8. The image forming portion of claim 7, wherein

by rotating the drive output gear together with the registration roller pair in a reverse direction for a predetermined time after a tail end of the recording medium has passed through the registration roller pair, the air passage switching member is switched to the second position to open the path of the cooling air between the transfer part and the fixing part.

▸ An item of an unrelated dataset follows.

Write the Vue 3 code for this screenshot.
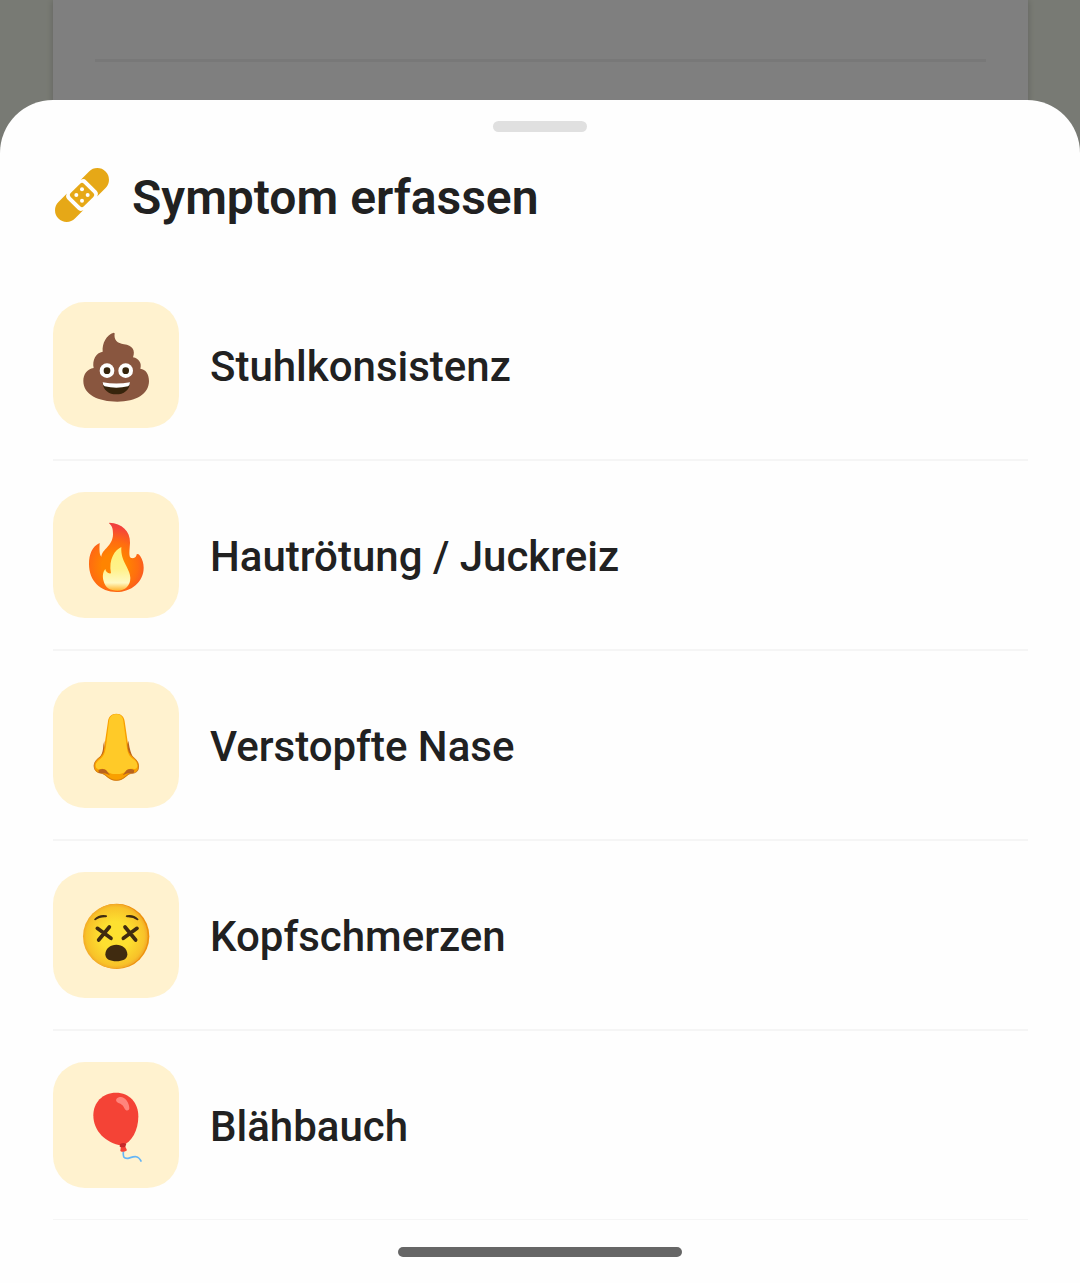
<template>
  <div class="screen">
    <div class="page" aria-hidden="true">
      <div class="page-card">
        <hr />
      </div>
      <div class="scrim"></div>
    </div>

    <main class="sheet">
      <div class="handle"></div>

      <header>
        <svg class="title-icon" viewBox="39 45 180 180" aria-hidden="true">
          <g fill="#e6a817">
            <g transform="translate(126 135) rotate(-45)">
              <path d="M29-35H65A35 35 0 0 1 65 35H29Q40 32 40 22V-22Q40-32 29-35Z" />
              <path d="M-29-35H-65A35 35 0 0 0-65 35H-29Q-40 32-40 22V-22Q-40-32-29-35Z" />
              <rect x="-28" y="-28" width="56" height="56" rx="8" />
            </g>
          </g>
          <g fill="#fff">
            <circle cx="126" cy="118" r="6" />
            <circle cx="109" cy="135" r="6" />
            <circle cx="143" cy="135" r="6" />
            <circle cx="126" cy="152" r="6" />
          </g>
        </svg>
        <h1>Symptom erfassen</h1>
      </header>

      <ul class="symptoms">
        <li v-for="symptom in symptoms" :key="symptom.id">
          <button type="button" @click="selected = symptom.id">
            <span class="tile">
              <svg viewBox="9 6 378 378" aria-hidden="true">
                <g v-if="symptom.id === 'stool'">
                  <path
                    fill="#89563f"
                    d="M191 98C169 104 156 130 158 155C138 158 126 180 131 204C112 207 100 222 100 243C100 284 145 305 202 305C258 305 297 282 297 243C297 222 287 208 271 206C276 191 267 175 249 172C257 151 247 136 222 133C202 130 191 121 194 100Z"
                  />
                  <circle cx="171" cy="212" r="22" fill="#fff" />
                  <circle cx="227" cy="212" r="22" fill="#fff" />
                  <circle cx="171" cy="212" r="10" fill="#36240c" />
                  <circle cx="227" cy="212" r="10" fill="#36240c" />
                  <path fill="#36240c" d="M158 248Q199 264 240 248C239 270 221 283 199 283S159 270 158 248Z" />
                  <path fill="#fff" d="M158 247Q199 254 240 247Q240 255 234 259Q199 267 164 259Q158 255 158 247Z" />
                </g>

                <g v-else-if="symptom.id === 'skin'">
                  <defs>
                    <radialGradient id="flame" gradientUnits="userSpaceOnUse" cx="192" cy="228" r="145">
                      <stop offset="0.25" stop-color="#ff8400" />
                      <stop offset="0.5" stop-color="#ff6d10" />
                      <stop offset="0.8" stop-color="#f4433a" />
                      <stop offset="1" stop-color="#e53945" />
                    </radialGradient>
                    <linearGradient id="core" x1="0" y1="0" x2="0" y2="1">
                      <stop offset="0" stop-color="#fff176" />
                      <stop offset="0.5" stop-color="#fff28a" />
                      <stop offset="0.82" stop-color="#fff9c4" />
                      <stop offset="1" stop-color="#ffb52e" />
                    </linearGradient>
                  </defs>
                  <path
                    fill="url(#flame)"
                    d="M178 98C216 100 241 123 240 158C239 178 235 203 244 204C255 206 259 200 260 193Q265 189 271 199C277 209 281 220 281 233C281 276 244 306 199 306C151 306 117 272 117 222C117 193 127 169 149 159C148 178 148 194 154 200C156 177 189 168 189 132C189 116 186 107 177 100Z"
                  />
                  <path
                    fill="url(#core)"
                    d="M214 171C195 180 175 207 183 250C174 252 167 245 166 237C158 246 157 260 161 274C166 294 181 302 202 302C226 302 241 287 241 264C241 235 211 215 214 171Z"
                  />
                </g>

                <g v-else-if="symptom.id === 'nose'">
                  <path
                    fill="#f9a000"
                    d="M199 101C184 101 175 111 174 124L165 185C162 211 157 225 143 236C132 245 129 258 135 270C139 279 149 279 157 281C169 286 178 302 199 302C221 302 229 286 241 281C250 279 260 279 264 270C270 257 266 243 252 233C241 222 237 209 233 185L224 124C223 111 214 101 199 101Z"
                  />
                  <path
                    fill="#ffca28"
                    d="M199 103C186 103 178 111 177 124L169 190C166 220 161 230 148 239C136 248 135 258 139 264C148 273 153 262 166 269C176 280 185 282 199 282S222 280 233 269C243 262 253 271 260 264C265 254 260 244 249 237C236 228 232 219 229 190L220 124C219 111 213 103 199 103Z"
                  />
                  <path
                    fill="#ba631c"
                    d="M163 182Q166 222 150 231Q159 221 160 195ZM235 182Q241 220 249 231Q233 221 232 195Z"
                  />
                  <path
                    fill="#ba631c"
                    d="M145 271Q157 263 168 270L180 286Q165 277 147 279ZM253 271Q241 263 230 270L218 286Q233 277 251 279Z"
                  />
                  <path
                    fill="none"
                    stroke="#ba631c"
                    stroke-width="2"
                    d="M153 229Q125 246 134 268Q140 280 158 281C171 286 179 301 199 301S227 286 240 281Q260 281 265 268Q270 246 247 229"
                  />
                </g>

                <g v-else-if="symptom.id === 'headache'">
                  <defs>
                    <radialGradient id="face">
                      <stop offset="0.45" stop-color="#fde030" />
                      <stop offset="0.9" stop-color="#f8c229" />
                      <stop offset="1" stop-color="#f2aa28" />
                    </radialGradient>
                  </defs>
                  <circle cx="200" cy="199" r="98" fill="#ee920b" />
                  <circle cx="196" cy="199" r="97" fill="url(#face)" />
                  <path
                    fill="none"
                    stroke="#402b10"
                    stroke-linecap="round"
                    stroke-width="11"
                    d="M142 175L183 205M178 171L146 210M220 205L261 175M225 171L257 210"
                  />
                  <path
                    fill="#402b10"
                    d="M133 147Q147 132 169 136Q174 140 168 142Q149 141 136 151Q131 151 133 147ZM265 147Q251 132 230 136Q224 140 231 142Q249 141 262 151Q267 151 265 147Z"
                  />
                  <path fill="#402b10" d="M199 224C181 224 166 236 166 253C166 268 181 274 199 274S232 268 232 253C232 236 217 224 199 224Z" />
                </g>

                <g v-else>
                  <path fill="none" stroke="#64b5f6" stroke-width="5" d="M220 274C219 293 222 296 234 295C247 292 263 281 274 305" />
                  <path fill="#f44336" d="M213 257L211 273Q220 279 231 271L224 256Z" />
                  <path
                    fill="#f44336"
                    d="M198 98C157 98 130 128 130 166C130 214 167 249 215 257C246 248 265 210 265 169C265 129 239 98 198 98Z"
                  />
                  <path fill="#c62828" d="M210 252Q219 247 229 251L226 260Q217 263 209 260Z" />
                  <path fill="#ff847c" d="M209 111C223 108 238 126 238 145C237 154 227 153 224 146C219 134 212 131 204 128C195 124 197 113 209 111Z" />
                </g>
              </svg>
            </span>
            <span class="label">{{ symptom.label }}</span>
          </button>
        </li>
      </ul>

      <div class="home-indicator"></div>
    </main>
  </div>
</template>

<script setup>
import { ref } from 'vue';

const selected = ref(null);

const symptoms = ref([
  { id: 'stool', label: 'Stuhlkonsistenz' },
  { id: 'skin', label: 'Hautrötung / Juckreiz' },
  { id: 'nose', label: 'Verstopfte Nase' },
  { id: 'headache', label: 'Kopfschmerzen' },
  { id: 'bloating', label: 'Blähbauch' },
]);
</script>

<style>
body {
  margin: 0;
}
</style>

<style scoped>
.screen {
  position: relative;
  box-sizing: border-box;
  min-height: 100vh;
  padding-top: 100px;
  display: flex;
  flex-direction: column;
  font-family: Roboto, "Liberation Sans", sans-serif;
  color: #212121;
}

/* dimmed page behind the sheet */
.page {
  position: absolute;
  inset: 0;
  padding: 0 52px 0 53px;
  background: #f1f5e8;
}

.page-card {
  box-sizing: border-box;
  height: 100%;
  padding: 59px 42px 0;
  background: #fff;
  box-shadow: 0 0 7px rgba(0, 0, 0, 0.2);
}

.page-card hr {
  height: 3px;
  margin: 0;
  border: none;
  background: #f0f0f0;
}

.scrim {
  position: absolute;
  inset: 0;
  background: rgba(0, 0, 0, 0.5);
}

.sheet {
  position: relative;
  flex: 1;
  display: flex;
  flex-direction: column;
  padding: 21px 0 26px;
  background: #fefefe;
  border-radius: 53px 53px 0 0;
}

.handle {
  align-self: center;
  width: 94px;
  height: 11px;
  border-radius: 6px;
  background: #e0e0e0;
}

header {
  display: flex;
  align-items: center;
  gap: 19px;
  padding: 33px 52px 46px 53px;
}

.title-icon {
  width: 60px;
  height: 60px;
  flex: none;
}

h1 {
  margin: 0;
  padding-top: 6px;
  font-size: 48px;
  line-height: 54px;
  font-weight: 600;
}

.symptoms {
  margin: 0;
  padding: 0 52px 0 53px;
  list-style: none;
}

.symptoms li {
  border-bottom: 2px solid #f5f5f5;
}

.symptoms li:last-child {
  border-bottom-width: 1px;
}

.symptoms button {
  display: flex;
  align-items: center;
  gap: 31px;
  width: 100%;
  padding: 31px 0;
  border: none;
  background: none;
  color: inherit;
  font: inherit;
  text-align: left;
  cursor: pointer;
}

.tile {
  flex: none;
  width: 126px;
  height: 126px;
  border-radius: 32px;
  background: #fff2cf;
}

.tile svg {
  display: block;
  width: 100%;
  height: 100%;
}

.label {
  padding-top: 4px;
  font-size: 42px;
  line-height: 54px;
  font-weight: 500;
}

.home-indicator {
  align-self: center;
  width: 284px;
  height: 10px;
  margin-top: auto;
  border-radius: 5px;
  background: #666;
}
</style>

9. The image forming portion of claim 1, further comprising:

a developing device which develops an electrostatic latent image formed on a surface of an image carrying member into a toner image; and

a developing clutch which turns ON and OFF transmission of a driving force to the developing device, wherein

the drive gear train is coupled to a developing drive gear which feeds a driving force to the developing device,

when an image is formed, by turning ON the developing clutch and rotating the developing drive gear, the air passage switching member is held in the first position to cut off the path of the cooling air moving toward a region where the developing device and the image carrying member face each other, and

when no image is formed, the air passage switching member is held in the second position to open the path of the cooling air moving toward the region where the developing device and the image carrying member face each other.